#### Exercise objective
Exactly as written, retype the listing below, omitting the pictures.

#### Dataset extract

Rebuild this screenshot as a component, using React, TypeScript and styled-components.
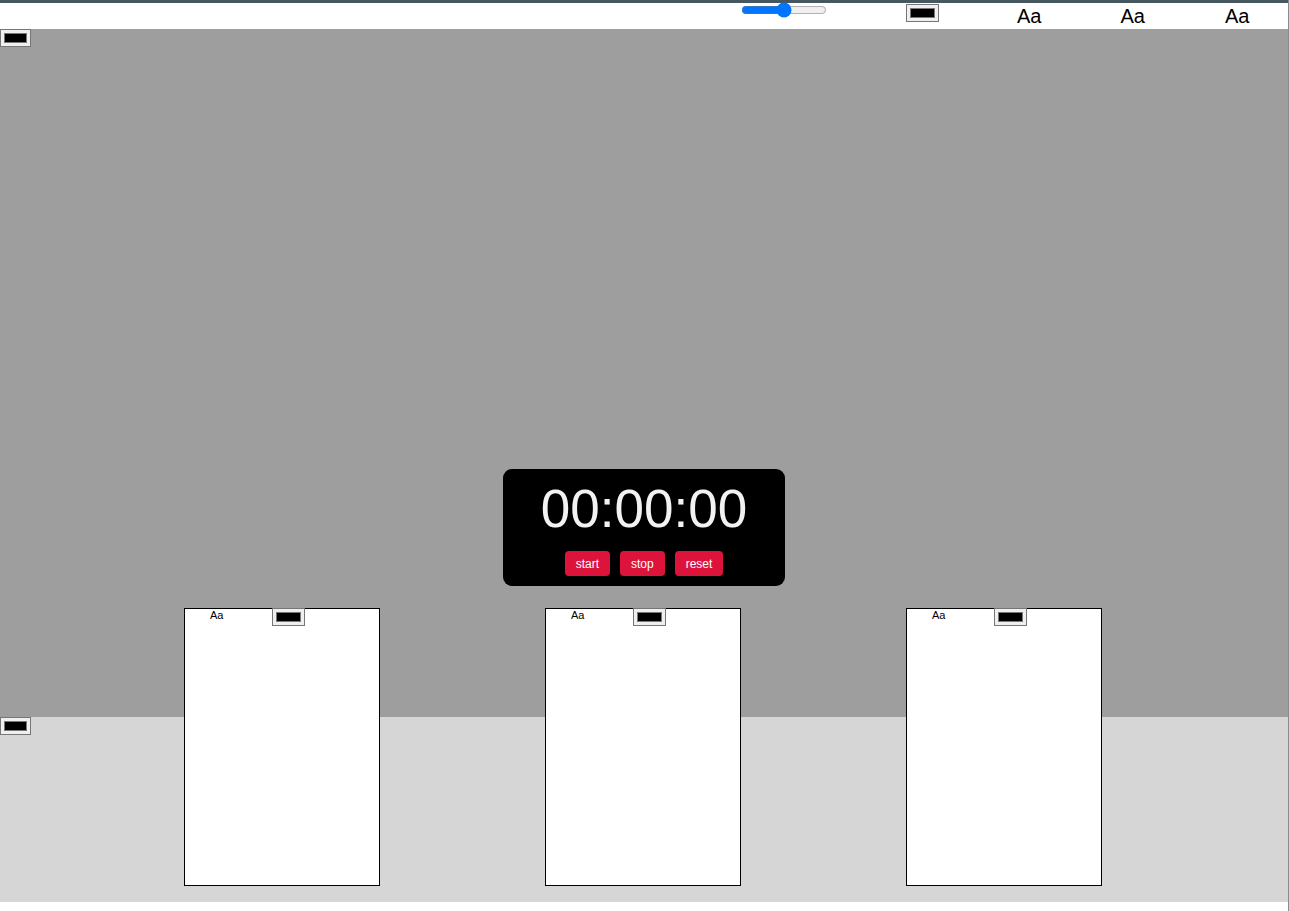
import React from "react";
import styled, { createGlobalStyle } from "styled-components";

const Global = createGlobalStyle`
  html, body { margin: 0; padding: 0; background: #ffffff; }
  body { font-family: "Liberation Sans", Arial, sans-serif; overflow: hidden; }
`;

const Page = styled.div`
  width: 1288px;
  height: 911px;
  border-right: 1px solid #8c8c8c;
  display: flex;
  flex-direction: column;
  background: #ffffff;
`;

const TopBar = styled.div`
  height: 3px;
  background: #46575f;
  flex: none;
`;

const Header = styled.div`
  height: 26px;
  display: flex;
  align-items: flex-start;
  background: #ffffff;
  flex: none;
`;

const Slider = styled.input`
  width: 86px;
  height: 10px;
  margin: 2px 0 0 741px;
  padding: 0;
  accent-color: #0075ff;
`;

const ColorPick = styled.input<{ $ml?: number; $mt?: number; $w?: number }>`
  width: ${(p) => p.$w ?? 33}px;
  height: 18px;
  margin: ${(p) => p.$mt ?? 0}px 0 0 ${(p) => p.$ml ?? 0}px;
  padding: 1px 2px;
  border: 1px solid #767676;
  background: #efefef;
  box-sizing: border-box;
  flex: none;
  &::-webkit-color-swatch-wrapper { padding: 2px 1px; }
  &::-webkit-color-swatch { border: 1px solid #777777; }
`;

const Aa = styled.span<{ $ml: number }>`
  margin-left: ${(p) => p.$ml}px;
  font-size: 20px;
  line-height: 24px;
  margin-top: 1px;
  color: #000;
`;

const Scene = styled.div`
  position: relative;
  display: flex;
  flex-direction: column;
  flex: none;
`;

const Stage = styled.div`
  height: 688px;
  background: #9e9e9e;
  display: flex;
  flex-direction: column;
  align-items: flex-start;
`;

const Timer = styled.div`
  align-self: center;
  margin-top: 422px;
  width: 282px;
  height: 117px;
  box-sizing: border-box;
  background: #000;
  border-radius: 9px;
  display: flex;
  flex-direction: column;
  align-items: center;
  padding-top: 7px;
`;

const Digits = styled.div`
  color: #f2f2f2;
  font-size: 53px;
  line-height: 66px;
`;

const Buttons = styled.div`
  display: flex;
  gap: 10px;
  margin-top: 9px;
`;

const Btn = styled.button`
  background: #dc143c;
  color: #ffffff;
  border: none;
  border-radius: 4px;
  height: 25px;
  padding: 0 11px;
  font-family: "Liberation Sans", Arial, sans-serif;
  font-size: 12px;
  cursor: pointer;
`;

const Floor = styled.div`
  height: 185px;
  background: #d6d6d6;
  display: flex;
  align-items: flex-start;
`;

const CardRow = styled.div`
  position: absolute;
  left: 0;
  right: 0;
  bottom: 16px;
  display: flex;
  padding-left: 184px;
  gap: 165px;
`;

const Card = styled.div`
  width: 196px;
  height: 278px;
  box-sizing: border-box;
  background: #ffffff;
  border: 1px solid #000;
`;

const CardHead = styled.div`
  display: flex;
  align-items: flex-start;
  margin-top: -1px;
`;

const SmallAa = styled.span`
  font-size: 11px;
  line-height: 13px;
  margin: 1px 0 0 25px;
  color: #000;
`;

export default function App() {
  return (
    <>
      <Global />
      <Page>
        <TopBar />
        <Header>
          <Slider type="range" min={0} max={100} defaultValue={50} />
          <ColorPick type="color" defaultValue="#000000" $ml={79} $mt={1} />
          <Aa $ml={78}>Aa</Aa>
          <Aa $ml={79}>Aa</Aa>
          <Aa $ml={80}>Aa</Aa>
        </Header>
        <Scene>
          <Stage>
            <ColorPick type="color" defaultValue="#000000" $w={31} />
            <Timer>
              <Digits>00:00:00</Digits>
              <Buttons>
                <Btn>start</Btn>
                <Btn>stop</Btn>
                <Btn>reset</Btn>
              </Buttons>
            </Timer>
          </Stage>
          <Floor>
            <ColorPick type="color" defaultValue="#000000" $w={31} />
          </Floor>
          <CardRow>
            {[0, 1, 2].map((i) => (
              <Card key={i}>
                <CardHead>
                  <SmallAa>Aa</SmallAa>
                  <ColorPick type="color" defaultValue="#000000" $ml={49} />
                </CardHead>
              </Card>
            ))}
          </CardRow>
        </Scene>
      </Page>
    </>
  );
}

#### Answer to the problem
Rebuild this screenshot as a component, using React, TypeScript and styled-components.
import React from "react";
import styled, { createGlobalStyle } from "styled-components";

const Global = createGlobalStyle`
  html, body { margin: 0; padding: 0; background: #ffffff; }
  body { font-family: "Liberation Sans", Arial, sans-serif; overflow: hidden; }
`;

const Page = styled.div`
  width: 1288px;
  height: 911px;
  border-right: 1px solid #8c8c8c;
  display: flex;
  flex-direction: column;
  background: #ffffff;
`;

const TopBar = styled.div`
  height: 3px;
  background: #46575f;
  flex: none;
`;

const Header = styled.div`
  height: 26px;
  display: flex;
  align-items: flex-start;
  background: #ffffff;
  flex: none;
`;

const Slider = styled.input`
  width: 86px;
  height: 10px;
  margin: 2px 0 0 741px;
  padding: 0;
  accent-color: #0075ff;
`;

const ColorPick = styled.input<{ $ml?: number; $mt?: number; $w?: number }>`
  width: ${(p) => p.$w ?? 33}px;
  height: 18px;
  margin: ${(p) => p.$mt ?? 0}px 0 0 ${(p) => p.$ml ?? 0}px;
  padding: 1px 2px;
  border: 1px solid #767676;
  background: #efefef;
  box-sizing: border-box;
  flex: none;
  &::-webkit-color-swatch-wrapper { padding: 2px 1px; }
  &::-webkit-color-swatch { border: 1px solid #777777; }
`;

const Aa = styled.span<{ $ml: number }>`
  margin-left: ${(p) => p.$ml}px;
  font-size: 20px;
  line-height: 24px;
  margin-top: 1px;
  color: #000;
`;

const Scene = styled.div`
  position: relative;
  display: flex;
  flex-direction: column;
  flex: none;
`;

const Stage = styled.div`
  height: 688px;
  background: #9e9e9e;
  display: flex;
  flex-direction: column;
  align-items: flex-start;
`;

const Timer = styled.div`
  align-self: center;
  margin-top: 422px;
  width: 282px;
  height: 117px;
  box-sizing: border-box;
  background: #000;
  border-radius: 9px;
  display: flex;
  flex-direction: column;
  align-items: center;
  padding-top: 7px;
`;

const Digits = styled.div`
  color: #f2f2f2;
  font-size: 53px;
  line-height: 66px;
`;

const Buttons = styled.div`
  display: flex;
  gap: 10px;
  margin-top: 9px;
`;

const Btn = styled.button`
  background: #dc143c;
  color: #ffffff;
  border: none;
  border-radius: 4px;
  height: 25px;
  padding: 0 11px;
  font-family: "Liberation Sans", Arial, sans-serif;
  font-size: 12px;
  cursor: pointer;
`;

const Floor = styled.div`
  height: 185px;
  background: #d6d6d6;
  display: flex;
  align-items: flex-start;
`;

const CardRow = styled.div`
  position: absolute;
  left: 0;
  right: 0;
  bottom: 16px;
  display: flex;
  padding-left: 184px;
  gap: 165px;
`;

const Card = styled.div`
  width: 196px;
  height: 278px;
  box-sizing: border-box;
  background: #ffffff;
  border: 1px solid #000;
`;

const CardHead = styled.div`
  display: flex;
  align-items: flex-start;
  margin-top: -1px;
`;

const SmallAa = styled.span`
  font-size: 11px;
  line-height: 13px;
  margin: 1px 0 0 25px;
  color: #000;
`;

export default function App() {
  return (
    <>
      <Global />
      <Page>
        <TopBar />
        <Header>
          <Slider type="range" min={0} max={100} defaultValue={50} />
          <ColorPick type="color" defaultValue="#000000" $ml={79} $mt={1} />
          <Aa $ml={78}>Aa</Aa>
          <Aa $ml={79}>Aa</Aa>
          <Aa $ml={80}>Aa</Aa>
        </Header>
        <Scene>
          <Stage>
            <ColorPick type="color" defaultValue="#000000" $w={31} />
            <Timer>
              <Digits>00:00:00</Digits>
              <Buttons>
                <Btn>start</Btn>
                <Btn>stop</Btn>
                <Btn>reset</Btn>
              </Buttons>
            </Timer>
          </Stage>
          <Floor>
            <ColorPick type="color" defaultValue="#000000" $w={31} />
          </Floor>
          <CardRow>
            {[0, 1, 2].map((i) => (
              <Card key={i}>
                <CardHead>
                  <SmallAa>Aa</SmallAa>
                  <ColorPick type="color" defaultValue="#000000" $ml={49} />
                </CardHead>
              </Card>
            ))}
          </CardRow>
        </Scene>
      </Page>
    </>
  );
}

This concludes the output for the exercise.